CAIRO, 07 April 2022, (TON): Sudan’s pro-democracy groups called for mass protests, denouncing an October military coup that plunged the country into political turmoil and aggravated its economic woes.
The call for marches was the latest of many to pressure the generals, whose takeover triggered near-daily street protests demanding civilian rule.
The army’s takeover upended Sudan’s transition to democracy after three decades of repression and international isolation under autocratic President Omar al-Bashir.
It also sent the country’s already fragile economy into free-fall, with living conditions rapidly deteriorated across the country. The African nation has been on a fragile path to democracy since a popular uprising forced the military to remove al-Bashir and his Islamist government in April 2019.
According to a Sudanese medical group “the protests have been met by a deadly crackdown that has killed more than 90 people, mostly young men, and injured thousands of others.”
Western governments and world financial institutions suspended their assistance to Sudan in order to pressure the generals to return to civilian-led government.
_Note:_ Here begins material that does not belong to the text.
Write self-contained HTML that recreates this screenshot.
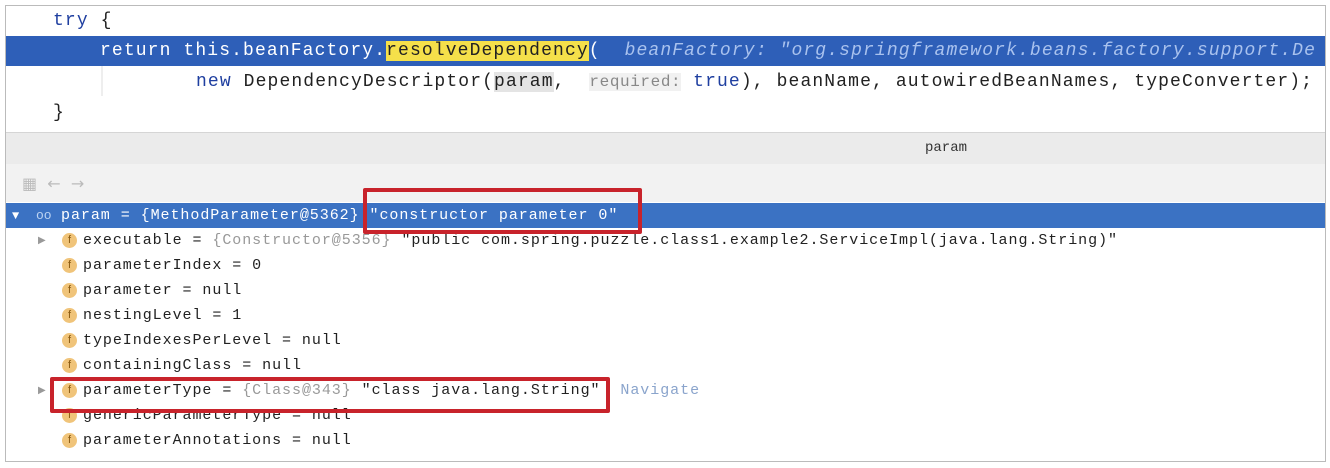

The UN envoy for Sudan warned last month that the east African nation was heading for an economic and security collapse unless it addresses the political paralysis following the coup.
Wednesday’s marches were called for by the Sudanese Professionals’ Association and the Forces for the Declaration of Freedom and Change, an alliance of political parties and groups which spearheaded the uprising that culminated in al-Bashir’s ouster in 2019.